Development: Lessons learned
At the Flipflopi Project we have learned a lot of lessons through trial and error. When things don’t go as expected, we don’t give up! We use it as a valuable learning lesson to help us improve. Then we try again.
Here are some of the most valuable lessons we have learned along the way… and we are sure there will be many more to come in the future.
- Beware of confirmation bias
- Customers might say they’re interested but never actually buy. This is a common confirmation bias, where people say what you want to hear.
- Lesson: Use pre-sales, prototypes, and real purchasing behaviour to measure actual demand.
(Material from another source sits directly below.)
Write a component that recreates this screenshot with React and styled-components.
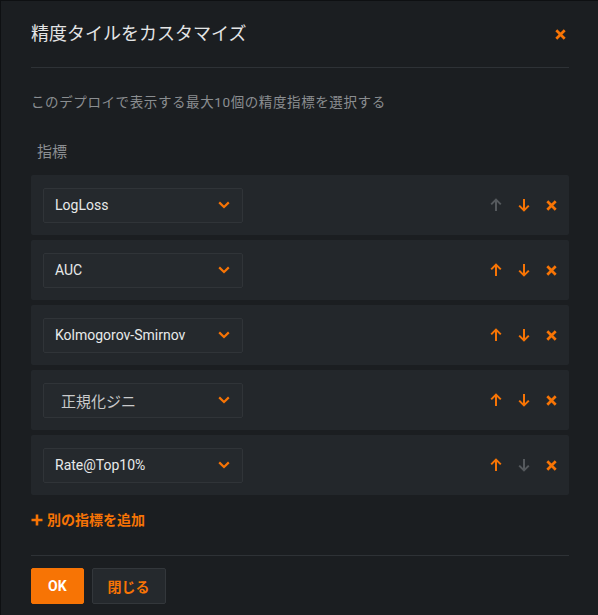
import React from "react";
import styled, { createGlobalStyle } from "styled-components";

const orange = "#f77405";
const muted = "#55595d";

const Global = createGlobalStyle`
  body {
    margin: 0;
    background: #1b1e21;
    font-family: Roboto, "Noto Sans CJK JP", sans-serif;
  }
`;

const Dialog = styled.div`
  width: 598px;
  height: 615px;
  box-sizing: border-box;
  background: #1b1e21;
  border-top: 1px solid #0e1012;
  border-left: 1px solid #0e1012;
  padding: 0 29px 0 30px;
  display: flex;
  flex-direction: column;
`;

const Header = styled.div`
  display: flex;
  align-items: center;
  justify-content: space-between;
  padding-top: 21px;
  padding-bottom: 21px;
  border-bottom: 1px solid #2e3236;
`;

const Title = styled.h1`
  margin: 0;
  font-size: 18px;
  line-height: 24px;
  font-weight: 400;
  color: #e4e5e6;
`;

const IconButton = styled.button`
  background: none;
  border: 0;
  padding: 0;
  width: ${(p) => (p.$narrow ? "11px" : "12px")};
  height: 14px;
  display: flex;
  align-items: center;
  justify-content: center;
  color: ${(p) => (p.$disabled ? muted : orange)};
  cursor: pointer;
`;

const Description = styled.p`
  margin: 24px 0 0;
  font-size: 13.5px;
  letter-spacing: 0.6px;
  line-height: 20px;
  color: #8b8e91;
`;

const Label = styled.div`
  margin: 30px 0 0 6px;
  font-size: 15px;
  line-height: 20px;
  color: #8b8e91;
`;

const List = styled.div`
  margin-top: 13px;
  display: flex;
  flex-direction: column;
  gap: 5px;
`;

const Row = styled.div`
  height: 60px;
  background: #23272b;
  border-radius: 2px;
  display: flex;
  align-items: center;
  justify-content: space-between;
  padding: 0 12px 0 12px;
`;

const Select = styled.div`
  width: 200px;
  height: 35px;
  box-sizing: border-box;
  background: #25292d;
  border: 1px solid #303438;
  border-radius: 2px;
  display: flex;
  align-items: center;
  justify-content: space-between;
  padding: 0 12px 0 ${(p) => (p.$indent ? "17px" : "11px")};
  font-size: ${(p) => (p.$indent ? "15px" : "14px")};
  color: ${(p) => (p.$indent ? "#c9cacb" : "#e8e9ea")};
`;

const Actions = styled.div`
  display: flex;
  align-items: center;
  gap: 16px;
`;

const AddLink = styled.button`
  margin-top: 15px;
  align-self: flex-start;
  background: none;
  border: 0;
  padding: 0;
  display: flex;
  align-items: center;
  gap: 4px;
  color: ${orange};
  font-family: inherit;
  font-size: 14px;
  font-weight: 700;
  line-height: 20px;
  cursor: pointer;
`;

const Footer = styled.div`
  margin-top: 25px;
  border-top: 1px solid #2e3236;
  padding-top: 12px;
  display: flex;
  gap: 8px;
`;

const Button = styled.button`
  height: 36px;
  box-sizing: border-box;
  padding: 0 ${(p) => (p.$primary ? "16px" : "15px")};
  border-radius: 2px;
  border: 1px solid ${(p) => (p.$primary ? orange : "#33373b")};
  background: ${(p) => (p.$primary ? orange : "#25292d")};
  color: ${(p) => (p.$primary ? "#ffffff" : orange)};
  font-family: inherit;
  font-size: 14px;
  font-weight: 700;
  cursor: pointer;
`;

const Cross = ({ size = 11 }) => (
  <svg width={size} height={size} viewBox="0 0 11 11">
    <path d="M1.3 1.3L9.7 9.7M9.7 1.3L1.3 9.7" stroke="currentColor" strokeWidth="2.7" fill="none" />
  </svg>
);

const Arrow = ({ down }) => (
  <svg width="12" height="14" viewBox="0 0 12 14" style={{ transform: down ? "rotate(180deg)" : "none" }}>
    <path d="M6 13V1.8M1.2 6.4L6 1.6l4.8 4.8" stroke="currentColor" strokeWidth="2" fill="none" />
  </svg>
);

const Chevron = () => (
  <svg width="12" height="8" viewBox="0 0 12 8" style={{ color: orange }}>
    <path d="M1.2 1.4L6 6l4.8-4.6" stroke="currentColor" strokeWidth="2.2" fill="none" />
  </svg>
);

const Plus = () => (
  <svg width="12" height="12" viewBox="0 0 12 12">
    <path d="M6 0.5v11M0.5 6h11" stroke="currentColor" strokeWidth="2.6" fill="none" />
  </svg>
);

const metrics = [
  { name: "LogLoss" },
  { name: "AUC" },
  { name: "Kolmogorov-Smirnov" },
  { name: "正規化ジニ", indent: true },
  { name: "Rate@Top10%" },
];

export default function App() {
  return (
    <>
      <Global />
      <Dialog>
        <Header>
          <Title>精度タイルをカスタマイズ</Title>
          <IconButton $narrow aria-label="close" style={{ marginRight: 3 }}>
            <Cross />
          </IconButton>
        </Header>
        <Description>このデプロイで表示する最大10個の精度指標を選択する</Description>
        <Label>指標</Label>
        <List>
          {metrics.map((m, i) => (
            <Row key={m.name}>
              <Select $indent={m.indent}>
                <span>{m.name}</span>
                <Chevron />
              </Select>
              <Actions>
                <IconButton $disabled={i === 0}>
                  <Arrow />
                </IconButton>
                <IconButton $disabled={i === metrics.length - 1}>
                  <Arrow down />
                </IconButton>
                <IconButton $narrow>
                  <Cross />
                </IconButton>
              </Actions>
            </Row>
          ))}
        </List>
        <AddLink>
          <Plus />
          別の指標を追加
        </AddLink>
        <Footer>
          <Button $primary>OK</Button>
          <Button>閉じる</Button>
        </Footer>
      </Dialog>
    </>
  );
}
Keep testing assumptions and be willing to challenge initial ideas.
- Customer validation
- Engaging with customers early ensures your product meets real needs.
- Lesson: Use iterative testing, surveys, and feedback loops to refine the product and confirm its value.
- Material properties vary more than expected
- Even with the same polymer, recycled plastics behave differently based on previous use, additives, and recycling cycles.
- Lesson: Test small batches first before scaling up to identify processing challenges.
- Handcrafting with recycled plastic requires skill adaptation
- Traditional woodworking or metalworking skills don’t always transfer directly to carving, cutting, or assembling plastic pieces.
- Lesson: Train artisans to work with the unique properties of recycled plastic.
- Not all plastics are equally workable
- Some plastics, such as HDPE are easier to process with recycling equipment and afterwards for post-processing. Plastics shrink as they cool and are different molding pressures and temperatures can have impact on the quality of the product. Post processing with cutting tools can blunt the tools more easily than with wood.
- Lesson: Choose polymers carefully and test different techniques.
- Colour consistency is difficult to achieve
- Recycled plastic often comes in mixed colours, leading to unexpected shades in final products.
- Lesson: Sort plastics by colour before processing or experimenting with masterbatches and pigments and try making it a feature not a bug.
- Hand tools and basic machines can be limiting
- Artisanal methods may struggle with precision, consistency, and finishing when using tools not designed for plastic.
- Lesson: Invest in appropriately scaled equipment like extruders, moulds, and heat presses to improve quality.
- Product durability can be unpredictable
- Certain plastics weaken after multiple recycling cycles, affecting strength, flexibility, and longevity.
- Lesson: Stress-test new products to understand their limits and reinforce weak points.
- Moulds are a major bottleneck
- Without properly designed moulds, production is slow, products don’t de-mould easily, and products may lack consistency.
- Lesson: Plan for good-quality moulds early on, even if it means outsourcing their design.
- Market demand doesn’t always match production ability
- Some products may be easy to make but hard to sell, while others are in demand but difficult to produce reliably.
- Lesson: Balance production feasibility with market needs, ensuring products are both sellable and scalable.
- Heat control is critical in shaping plastic
- Too much heat causes burning, bubbling, or excessive shrinkage, while too little leads to poor bonding, mixing and weak structures.
- Lesson: Monitor and control temperatures carefully using tools and settings suited to the plastic type.
- Scaling up takes longer than expected
- What works at a small scale often needs redesign and process adjustments before mass production.
- Lesson: Refine small-scale production first to ensure consistency before scaling up.